The problem>
Each line containing the word "that" should be found and copied.

*****

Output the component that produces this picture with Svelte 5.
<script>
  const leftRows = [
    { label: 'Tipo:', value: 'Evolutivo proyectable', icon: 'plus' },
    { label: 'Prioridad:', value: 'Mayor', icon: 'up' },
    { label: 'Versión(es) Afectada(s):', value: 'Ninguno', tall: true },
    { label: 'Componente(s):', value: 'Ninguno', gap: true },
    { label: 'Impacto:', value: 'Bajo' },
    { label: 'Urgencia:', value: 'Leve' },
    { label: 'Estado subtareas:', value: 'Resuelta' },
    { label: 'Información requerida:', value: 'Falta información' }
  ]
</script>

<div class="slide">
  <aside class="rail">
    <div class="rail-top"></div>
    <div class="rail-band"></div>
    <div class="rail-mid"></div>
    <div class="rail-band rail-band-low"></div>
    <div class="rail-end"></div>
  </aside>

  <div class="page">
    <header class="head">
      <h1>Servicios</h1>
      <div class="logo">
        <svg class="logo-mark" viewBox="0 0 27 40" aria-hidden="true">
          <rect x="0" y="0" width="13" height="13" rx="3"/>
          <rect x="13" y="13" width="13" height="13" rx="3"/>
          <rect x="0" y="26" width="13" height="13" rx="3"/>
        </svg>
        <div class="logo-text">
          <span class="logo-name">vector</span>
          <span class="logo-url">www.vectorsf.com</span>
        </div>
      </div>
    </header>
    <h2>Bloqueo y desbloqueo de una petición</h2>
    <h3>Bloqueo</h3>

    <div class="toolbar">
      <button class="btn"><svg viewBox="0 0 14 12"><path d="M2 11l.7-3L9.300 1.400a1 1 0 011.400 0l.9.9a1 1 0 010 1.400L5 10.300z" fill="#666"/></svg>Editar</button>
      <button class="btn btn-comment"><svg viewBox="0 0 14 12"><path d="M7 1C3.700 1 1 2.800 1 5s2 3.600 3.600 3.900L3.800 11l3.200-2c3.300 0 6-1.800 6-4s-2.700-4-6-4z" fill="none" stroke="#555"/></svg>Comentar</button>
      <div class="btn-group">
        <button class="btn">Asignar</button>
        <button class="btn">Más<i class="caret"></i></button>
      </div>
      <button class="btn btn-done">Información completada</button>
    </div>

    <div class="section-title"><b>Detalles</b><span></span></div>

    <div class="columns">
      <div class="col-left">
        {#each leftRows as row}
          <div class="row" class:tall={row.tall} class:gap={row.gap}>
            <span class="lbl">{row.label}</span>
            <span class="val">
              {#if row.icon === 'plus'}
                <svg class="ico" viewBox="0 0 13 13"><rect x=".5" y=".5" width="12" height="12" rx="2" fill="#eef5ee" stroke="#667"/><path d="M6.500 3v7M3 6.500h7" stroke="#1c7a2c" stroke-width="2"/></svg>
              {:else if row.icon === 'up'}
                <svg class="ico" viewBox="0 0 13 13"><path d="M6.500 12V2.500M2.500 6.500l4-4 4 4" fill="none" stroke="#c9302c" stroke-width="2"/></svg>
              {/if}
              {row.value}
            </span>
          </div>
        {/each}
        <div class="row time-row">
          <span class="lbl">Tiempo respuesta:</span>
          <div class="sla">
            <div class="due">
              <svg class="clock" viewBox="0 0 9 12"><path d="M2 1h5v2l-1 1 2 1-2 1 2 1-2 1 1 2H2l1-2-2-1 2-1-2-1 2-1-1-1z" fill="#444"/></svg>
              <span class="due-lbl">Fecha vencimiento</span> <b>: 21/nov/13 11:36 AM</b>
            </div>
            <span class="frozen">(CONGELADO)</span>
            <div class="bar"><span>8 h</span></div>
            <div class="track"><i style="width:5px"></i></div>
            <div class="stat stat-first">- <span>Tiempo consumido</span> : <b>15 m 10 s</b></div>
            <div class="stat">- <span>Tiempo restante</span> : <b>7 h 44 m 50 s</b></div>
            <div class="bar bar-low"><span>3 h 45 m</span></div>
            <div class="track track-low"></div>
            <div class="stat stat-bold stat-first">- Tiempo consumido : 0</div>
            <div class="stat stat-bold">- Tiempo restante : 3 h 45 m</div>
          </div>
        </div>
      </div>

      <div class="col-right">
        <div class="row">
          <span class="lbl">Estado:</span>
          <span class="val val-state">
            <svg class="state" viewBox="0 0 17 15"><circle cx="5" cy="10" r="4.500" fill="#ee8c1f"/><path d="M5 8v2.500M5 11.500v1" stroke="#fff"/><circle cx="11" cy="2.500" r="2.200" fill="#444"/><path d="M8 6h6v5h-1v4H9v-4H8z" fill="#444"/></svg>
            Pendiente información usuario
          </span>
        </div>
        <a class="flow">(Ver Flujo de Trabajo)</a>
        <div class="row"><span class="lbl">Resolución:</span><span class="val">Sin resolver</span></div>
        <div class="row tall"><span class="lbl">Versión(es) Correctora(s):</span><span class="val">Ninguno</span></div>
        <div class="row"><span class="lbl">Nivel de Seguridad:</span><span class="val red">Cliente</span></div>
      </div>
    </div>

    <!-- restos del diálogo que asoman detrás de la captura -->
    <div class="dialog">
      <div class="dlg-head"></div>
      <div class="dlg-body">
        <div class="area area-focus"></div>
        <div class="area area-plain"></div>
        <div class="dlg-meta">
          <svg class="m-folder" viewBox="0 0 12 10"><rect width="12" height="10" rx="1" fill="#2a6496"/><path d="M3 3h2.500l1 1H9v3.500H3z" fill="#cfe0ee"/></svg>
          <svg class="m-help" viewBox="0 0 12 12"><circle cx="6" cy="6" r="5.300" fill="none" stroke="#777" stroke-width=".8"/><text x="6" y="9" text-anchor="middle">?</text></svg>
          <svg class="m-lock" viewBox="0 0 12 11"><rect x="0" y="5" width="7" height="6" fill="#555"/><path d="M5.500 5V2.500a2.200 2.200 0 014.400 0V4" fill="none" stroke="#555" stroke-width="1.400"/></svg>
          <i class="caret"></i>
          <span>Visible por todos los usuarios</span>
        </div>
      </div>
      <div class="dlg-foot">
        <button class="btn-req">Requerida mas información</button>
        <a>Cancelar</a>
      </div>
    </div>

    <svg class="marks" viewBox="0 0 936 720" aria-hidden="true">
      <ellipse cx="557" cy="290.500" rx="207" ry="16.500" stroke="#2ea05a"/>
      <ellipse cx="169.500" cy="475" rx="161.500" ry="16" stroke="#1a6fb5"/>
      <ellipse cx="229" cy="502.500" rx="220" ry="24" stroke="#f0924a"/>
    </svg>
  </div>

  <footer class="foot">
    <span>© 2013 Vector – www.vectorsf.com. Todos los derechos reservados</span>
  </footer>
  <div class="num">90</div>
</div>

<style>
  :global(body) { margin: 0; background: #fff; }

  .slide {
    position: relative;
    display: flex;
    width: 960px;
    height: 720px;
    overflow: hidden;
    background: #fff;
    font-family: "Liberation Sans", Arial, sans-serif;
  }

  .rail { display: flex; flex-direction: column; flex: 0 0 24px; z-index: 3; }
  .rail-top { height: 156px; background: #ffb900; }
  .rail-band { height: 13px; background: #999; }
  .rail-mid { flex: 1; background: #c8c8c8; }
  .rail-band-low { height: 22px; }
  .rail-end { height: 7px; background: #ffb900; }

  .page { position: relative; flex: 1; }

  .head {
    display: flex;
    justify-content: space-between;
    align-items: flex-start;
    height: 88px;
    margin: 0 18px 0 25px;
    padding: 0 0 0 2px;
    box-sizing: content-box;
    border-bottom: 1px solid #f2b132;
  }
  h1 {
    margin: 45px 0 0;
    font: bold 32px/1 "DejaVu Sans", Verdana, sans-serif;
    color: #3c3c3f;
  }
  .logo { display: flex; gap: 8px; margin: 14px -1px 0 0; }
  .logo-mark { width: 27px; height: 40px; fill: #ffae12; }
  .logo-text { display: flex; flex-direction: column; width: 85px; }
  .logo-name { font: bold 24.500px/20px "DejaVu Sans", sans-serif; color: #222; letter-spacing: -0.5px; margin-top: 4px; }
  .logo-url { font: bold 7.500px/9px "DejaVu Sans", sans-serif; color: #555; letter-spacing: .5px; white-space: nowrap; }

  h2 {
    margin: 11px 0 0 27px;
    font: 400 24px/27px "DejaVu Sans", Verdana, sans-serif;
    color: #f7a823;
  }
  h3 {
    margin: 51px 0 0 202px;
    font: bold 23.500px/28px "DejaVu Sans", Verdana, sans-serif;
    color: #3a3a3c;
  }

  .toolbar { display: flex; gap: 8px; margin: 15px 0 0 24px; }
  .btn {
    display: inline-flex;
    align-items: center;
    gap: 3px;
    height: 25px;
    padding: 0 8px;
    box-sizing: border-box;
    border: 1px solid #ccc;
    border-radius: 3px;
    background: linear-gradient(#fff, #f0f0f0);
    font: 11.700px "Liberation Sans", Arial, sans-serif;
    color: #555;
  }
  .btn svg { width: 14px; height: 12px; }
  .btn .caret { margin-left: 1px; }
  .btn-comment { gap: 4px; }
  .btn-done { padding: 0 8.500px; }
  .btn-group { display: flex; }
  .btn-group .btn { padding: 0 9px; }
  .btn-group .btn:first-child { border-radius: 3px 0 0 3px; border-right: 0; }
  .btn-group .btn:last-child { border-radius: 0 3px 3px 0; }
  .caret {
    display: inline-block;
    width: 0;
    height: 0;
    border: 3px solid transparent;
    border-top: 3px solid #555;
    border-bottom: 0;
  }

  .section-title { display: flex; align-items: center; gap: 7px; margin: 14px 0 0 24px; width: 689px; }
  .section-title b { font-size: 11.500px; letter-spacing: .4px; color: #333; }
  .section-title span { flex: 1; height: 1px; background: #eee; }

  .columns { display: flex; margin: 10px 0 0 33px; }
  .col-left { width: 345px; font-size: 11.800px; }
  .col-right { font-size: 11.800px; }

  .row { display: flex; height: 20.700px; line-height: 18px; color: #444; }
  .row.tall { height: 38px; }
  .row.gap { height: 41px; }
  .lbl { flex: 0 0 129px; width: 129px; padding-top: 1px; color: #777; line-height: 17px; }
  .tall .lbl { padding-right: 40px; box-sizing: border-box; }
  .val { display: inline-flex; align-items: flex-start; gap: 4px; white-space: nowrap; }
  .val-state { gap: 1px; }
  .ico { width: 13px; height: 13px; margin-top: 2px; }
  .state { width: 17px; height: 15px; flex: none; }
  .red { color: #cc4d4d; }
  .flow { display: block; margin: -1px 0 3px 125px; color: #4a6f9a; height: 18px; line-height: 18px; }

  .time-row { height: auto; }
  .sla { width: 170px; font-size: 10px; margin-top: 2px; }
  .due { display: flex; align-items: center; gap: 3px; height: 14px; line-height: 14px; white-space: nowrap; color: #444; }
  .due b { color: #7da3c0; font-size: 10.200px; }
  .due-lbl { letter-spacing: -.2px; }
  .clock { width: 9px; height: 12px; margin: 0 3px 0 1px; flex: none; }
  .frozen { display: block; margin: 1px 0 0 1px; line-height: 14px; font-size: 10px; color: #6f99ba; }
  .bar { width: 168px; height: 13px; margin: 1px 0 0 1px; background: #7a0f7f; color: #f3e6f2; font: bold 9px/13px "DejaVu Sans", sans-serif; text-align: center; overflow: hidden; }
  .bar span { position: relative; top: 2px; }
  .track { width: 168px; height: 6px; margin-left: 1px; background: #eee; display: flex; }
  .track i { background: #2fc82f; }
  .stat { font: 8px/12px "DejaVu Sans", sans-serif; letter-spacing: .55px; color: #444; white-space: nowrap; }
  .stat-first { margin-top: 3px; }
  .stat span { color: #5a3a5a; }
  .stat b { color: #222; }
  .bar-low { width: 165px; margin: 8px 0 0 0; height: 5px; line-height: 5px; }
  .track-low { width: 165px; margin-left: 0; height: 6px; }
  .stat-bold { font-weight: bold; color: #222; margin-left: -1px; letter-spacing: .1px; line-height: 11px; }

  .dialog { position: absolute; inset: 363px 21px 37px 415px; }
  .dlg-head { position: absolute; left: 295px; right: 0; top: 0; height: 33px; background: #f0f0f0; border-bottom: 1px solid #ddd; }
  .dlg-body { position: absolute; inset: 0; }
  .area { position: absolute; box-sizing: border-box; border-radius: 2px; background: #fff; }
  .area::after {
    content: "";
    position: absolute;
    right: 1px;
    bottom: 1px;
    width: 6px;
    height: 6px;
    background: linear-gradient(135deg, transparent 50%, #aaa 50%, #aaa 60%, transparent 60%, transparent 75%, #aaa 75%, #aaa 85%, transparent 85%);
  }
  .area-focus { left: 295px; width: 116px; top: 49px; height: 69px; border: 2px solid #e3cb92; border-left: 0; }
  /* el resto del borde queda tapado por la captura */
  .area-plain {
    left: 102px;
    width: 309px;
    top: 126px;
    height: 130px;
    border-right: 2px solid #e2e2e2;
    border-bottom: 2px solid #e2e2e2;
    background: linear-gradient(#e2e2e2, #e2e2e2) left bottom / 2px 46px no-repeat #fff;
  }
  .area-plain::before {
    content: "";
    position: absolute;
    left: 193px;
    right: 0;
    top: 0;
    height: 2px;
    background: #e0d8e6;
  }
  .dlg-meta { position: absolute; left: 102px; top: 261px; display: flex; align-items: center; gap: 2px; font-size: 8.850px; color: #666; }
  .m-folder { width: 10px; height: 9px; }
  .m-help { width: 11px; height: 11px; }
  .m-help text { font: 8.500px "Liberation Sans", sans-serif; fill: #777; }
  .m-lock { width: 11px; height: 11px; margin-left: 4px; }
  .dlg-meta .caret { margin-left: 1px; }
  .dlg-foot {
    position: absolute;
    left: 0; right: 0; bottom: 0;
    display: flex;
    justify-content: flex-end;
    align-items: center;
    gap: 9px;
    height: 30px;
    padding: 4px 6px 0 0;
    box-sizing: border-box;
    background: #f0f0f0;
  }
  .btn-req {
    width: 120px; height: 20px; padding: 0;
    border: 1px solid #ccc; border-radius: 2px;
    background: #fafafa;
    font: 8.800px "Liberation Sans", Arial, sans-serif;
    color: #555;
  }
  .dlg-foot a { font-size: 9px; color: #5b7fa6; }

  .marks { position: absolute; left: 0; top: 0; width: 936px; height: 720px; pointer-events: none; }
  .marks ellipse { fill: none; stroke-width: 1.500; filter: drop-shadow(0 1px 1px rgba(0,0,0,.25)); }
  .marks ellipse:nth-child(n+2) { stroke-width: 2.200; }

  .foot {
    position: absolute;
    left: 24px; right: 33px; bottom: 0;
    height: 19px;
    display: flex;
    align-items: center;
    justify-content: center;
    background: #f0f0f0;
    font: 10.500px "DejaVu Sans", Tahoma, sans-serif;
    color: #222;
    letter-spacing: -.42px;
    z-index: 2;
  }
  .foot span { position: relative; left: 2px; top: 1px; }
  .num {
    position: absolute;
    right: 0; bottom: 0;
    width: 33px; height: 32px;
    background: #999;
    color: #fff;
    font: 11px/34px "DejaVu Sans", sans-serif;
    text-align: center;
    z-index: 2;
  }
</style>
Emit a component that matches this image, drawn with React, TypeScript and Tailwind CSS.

*****

Task output>
Output the component that produces this picture with Svelte 5.
Emit a component that matches this image, drawn with React, TypeScript and Tailwind CSS.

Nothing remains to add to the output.